The processing of satellite data clearly shows a deformation signal corresponding to about 3 centimeters of movement along a fault oriented NE-SW in the region of Fagradalsfjall (see black box in the figure above). This fault was identified during the 2017 earthquake swarm that also occurred in this area. Current seismic activity is interpreted as part of a larger-scale volcano-tectonic reactivation event in the Reykjanes Peninsula.
Satellite images also reveal a localized subsidence signal in the Svartsengi region (see photo above - red box). The observed subsidence began between July 16 and 18 (shortly before the major tectonic earthquakes occurred at Fagradalsfjall) and the next satellite image (scheduled for the end of this week) will confirm whether deflation is still in progress or if it has stopped. A modeling of the deformation will be undertaken to verify the origin of this signal.
No significant changes are reported regarding the geochemical measurements carried out this week on the peninsula. In addition, the Svartsengi geothermal power plant reports no changes in its routine measurements.
Ongoing activity on the Reykjanes Peninsula, which began in late 2019, reflects a widespread volcano-tectonic reactivation of much of the peninsula, which currently stretches from Eldey in the west to to Krýsuvík to the east.
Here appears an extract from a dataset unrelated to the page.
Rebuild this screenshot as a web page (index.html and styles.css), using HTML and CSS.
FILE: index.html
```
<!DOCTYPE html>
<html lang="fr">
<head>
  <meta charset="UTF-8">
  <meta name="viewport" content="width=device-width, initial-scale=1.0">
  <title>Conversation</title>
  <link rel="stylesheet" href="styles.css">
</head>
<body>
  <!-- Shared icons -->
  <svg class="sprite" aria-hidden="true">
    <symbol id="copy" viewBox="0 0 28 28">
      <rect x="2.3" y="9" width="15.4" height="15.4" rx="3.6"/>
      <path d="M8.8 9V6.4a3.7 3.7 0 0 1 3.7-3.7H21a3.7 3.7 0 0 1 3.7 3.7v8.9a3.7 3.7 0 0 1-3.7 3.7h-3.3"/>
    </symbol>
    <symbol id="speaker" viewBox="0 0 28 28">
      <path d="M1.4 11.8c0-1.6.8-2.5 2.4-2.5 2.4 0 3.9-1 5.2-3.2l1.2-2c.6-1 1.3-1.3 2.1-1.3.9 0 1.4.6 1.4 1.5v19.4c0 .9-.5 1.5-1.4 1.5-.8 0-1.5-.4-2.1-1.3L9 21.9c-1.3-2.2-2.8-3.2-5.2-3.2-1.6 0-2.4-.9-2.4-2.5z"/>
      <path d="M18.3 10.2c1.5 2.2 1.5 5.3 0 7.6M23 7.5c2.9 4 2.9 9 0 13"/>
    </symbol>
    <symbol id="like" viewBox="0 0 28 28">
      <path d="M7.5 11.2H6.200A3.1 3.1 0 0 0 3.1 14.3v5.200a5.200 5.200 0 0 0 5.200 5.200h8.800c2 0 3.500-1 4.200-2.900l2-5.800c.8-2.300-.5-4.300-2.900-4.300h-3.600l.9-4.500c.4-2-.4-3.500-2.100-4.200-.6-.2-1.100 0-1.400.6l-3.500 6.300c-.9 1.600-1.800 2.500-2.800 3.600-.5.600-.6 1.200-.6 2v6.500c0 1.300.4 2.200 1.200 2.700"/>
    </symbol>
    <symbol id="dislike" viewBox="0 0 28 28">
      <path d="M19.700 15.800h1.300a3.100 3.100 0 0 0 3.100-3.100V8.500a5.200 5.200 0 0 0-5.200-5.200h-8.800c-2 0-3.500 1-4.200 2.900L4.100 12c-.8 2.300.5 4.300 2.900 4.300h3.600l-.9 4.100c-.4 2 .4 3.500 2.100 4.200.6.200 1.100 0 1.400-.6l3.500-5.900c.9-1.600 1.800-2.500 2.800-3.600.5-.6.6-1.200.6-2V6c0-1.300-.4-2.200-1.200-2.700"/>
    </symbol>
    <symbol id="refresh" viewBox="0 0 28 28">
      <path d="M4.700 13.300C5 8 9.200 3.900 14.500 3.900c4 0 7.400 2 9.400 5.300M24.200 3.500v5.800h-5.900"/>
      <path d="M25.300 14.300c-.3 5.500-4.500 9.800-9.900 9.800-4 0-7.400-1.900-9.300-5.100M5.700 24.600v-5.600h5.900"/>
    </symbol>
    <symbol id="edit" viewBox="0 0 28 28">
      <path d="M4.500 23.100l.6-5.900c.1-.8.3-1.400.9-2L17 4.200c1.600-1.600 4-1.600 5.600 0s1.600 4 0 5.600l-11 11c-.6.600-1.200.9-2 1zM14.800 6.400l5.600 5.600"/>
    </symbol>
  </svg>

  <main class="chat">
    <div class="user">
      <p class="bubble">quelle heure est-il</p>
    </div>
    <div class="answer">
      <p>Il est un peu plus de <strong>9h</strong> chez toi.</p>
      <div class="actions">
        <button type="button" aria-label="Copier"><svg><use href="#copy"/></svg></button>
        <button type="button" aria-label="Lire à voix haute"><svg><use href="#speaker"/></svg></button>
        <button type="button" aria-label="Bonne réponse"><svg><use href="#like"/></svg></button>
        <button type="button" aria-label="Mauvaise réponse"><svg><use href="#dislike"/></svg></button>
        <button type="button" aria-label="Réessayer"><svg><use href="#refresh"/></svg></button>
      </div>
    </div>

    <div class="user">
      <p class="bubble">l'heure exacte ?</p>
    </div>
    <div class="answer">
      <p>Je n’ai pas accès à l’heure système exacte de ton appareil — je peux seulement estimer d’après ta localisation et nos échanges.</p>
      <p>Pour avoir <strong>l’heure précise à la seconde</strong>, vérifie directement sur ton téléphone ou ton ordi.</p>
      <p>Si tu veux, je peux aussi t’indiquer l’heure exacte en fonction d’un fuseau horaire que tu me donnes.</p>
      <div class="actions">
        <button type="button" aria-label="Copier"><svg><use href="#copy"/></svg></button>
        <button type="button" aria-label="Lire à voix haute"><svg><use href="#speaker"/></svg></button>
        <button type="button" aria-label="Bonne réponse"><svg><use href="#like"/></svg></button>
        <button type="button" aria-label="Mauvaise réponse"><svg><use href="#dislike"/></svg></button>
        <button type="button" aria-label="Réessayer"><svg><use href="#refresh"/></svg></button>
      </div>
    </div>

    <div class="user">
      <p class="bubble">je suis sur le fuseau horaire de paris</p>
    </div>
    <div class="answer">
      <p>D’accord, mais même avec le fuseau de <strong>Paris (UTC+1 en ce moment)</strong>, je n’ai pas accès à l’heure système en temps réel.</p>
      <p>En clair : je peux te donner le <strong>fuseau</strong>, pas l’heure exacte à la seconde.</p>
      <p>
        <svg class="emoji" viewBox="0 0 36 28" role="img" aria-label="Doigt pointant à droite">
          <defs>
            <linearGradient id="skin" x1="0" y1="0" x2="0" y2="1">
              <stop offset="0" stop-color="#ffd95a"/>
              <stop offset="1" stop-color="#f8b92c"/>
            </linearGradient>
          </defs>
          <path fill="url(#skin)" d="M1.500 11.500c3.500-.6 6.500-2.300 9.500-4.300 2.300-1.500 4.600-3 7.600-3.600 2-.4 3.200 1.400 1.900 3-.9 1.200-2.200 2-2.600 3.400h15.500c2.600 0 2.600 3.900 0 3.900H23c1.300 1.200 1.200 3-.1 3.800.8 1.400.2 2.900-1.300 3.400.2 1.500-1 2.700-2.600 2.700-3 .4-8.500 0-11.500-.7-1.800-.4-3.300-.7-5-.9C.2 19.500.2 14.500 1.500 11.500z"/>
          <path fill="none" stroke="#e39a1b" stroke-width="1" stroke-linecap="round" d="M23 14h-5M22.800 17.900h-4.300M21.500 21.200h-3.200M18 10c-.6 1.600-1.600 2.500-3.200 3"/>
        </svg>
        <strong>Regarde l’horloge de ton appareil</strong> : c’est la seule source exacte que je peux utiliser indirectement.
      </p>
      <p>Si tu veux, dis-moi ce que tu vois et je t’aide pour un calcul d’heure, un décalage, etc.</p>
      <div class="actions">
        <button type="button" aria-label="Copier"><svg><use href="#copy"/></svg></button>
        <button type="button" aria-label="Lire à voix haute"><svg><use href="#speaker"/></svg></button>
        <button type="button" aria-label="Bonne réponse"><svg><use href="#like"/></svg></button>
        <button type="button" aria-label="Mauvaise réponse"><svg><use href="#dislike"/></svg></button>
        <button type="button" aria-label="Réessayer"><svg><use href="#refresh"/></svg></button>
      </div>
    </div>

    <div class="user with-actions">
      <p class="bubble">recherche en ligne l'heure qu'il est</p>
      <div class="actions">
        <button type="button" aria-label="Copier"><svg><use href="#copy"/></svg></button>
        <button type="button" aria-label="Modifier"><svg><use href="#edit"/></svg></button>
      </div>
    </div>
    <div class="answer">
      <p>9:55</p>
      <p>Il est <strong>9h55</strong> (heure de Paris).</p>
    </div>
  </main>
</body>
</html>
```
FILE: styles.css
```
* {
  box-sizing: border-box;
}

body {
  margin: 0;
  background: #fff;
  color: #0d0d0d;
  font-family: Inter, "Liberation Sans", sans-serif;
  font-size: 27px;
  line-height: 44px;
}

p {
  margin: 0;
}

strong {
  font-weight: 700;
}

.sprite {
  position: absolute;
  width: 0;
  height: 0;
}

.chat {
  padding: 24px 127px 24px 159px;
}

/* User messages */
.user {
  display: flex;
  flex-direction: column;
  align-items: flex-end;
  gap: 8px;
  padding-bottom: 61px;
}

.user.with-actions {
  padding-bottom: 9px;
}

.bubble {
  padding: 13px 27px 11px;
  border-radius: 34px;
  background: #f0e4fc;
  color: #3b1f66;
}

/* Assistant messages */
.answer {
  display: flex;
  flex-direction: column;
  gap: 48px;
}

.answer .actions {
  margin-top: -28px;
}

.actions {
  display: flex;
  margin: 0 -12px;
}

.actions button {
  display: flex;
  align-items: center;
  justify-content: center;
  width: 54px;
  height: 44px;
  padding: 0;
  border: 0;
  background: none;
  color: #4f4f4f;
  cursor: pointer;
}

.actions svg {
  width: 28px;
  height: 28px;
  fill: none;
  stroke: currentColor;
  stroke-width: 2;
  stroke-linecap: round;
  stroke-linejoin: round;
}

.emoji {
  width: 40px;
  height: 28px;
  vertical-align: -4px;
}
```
Activity (including additional earthquakes and magmatic intrusions) is likely to continue, with the focus shifting between different areas along the peninsula.
- Landslides and rock falls can be triggered by earthquakes, most likely in areas with unstable slopes, steep cliffs and loose material
- Earthquakes of up to M5.5-6 could occur in areas along the Reykjanes Peninsula with the potential to affect the captial region
- A build-up of gas in depressions can occur in very calm winds.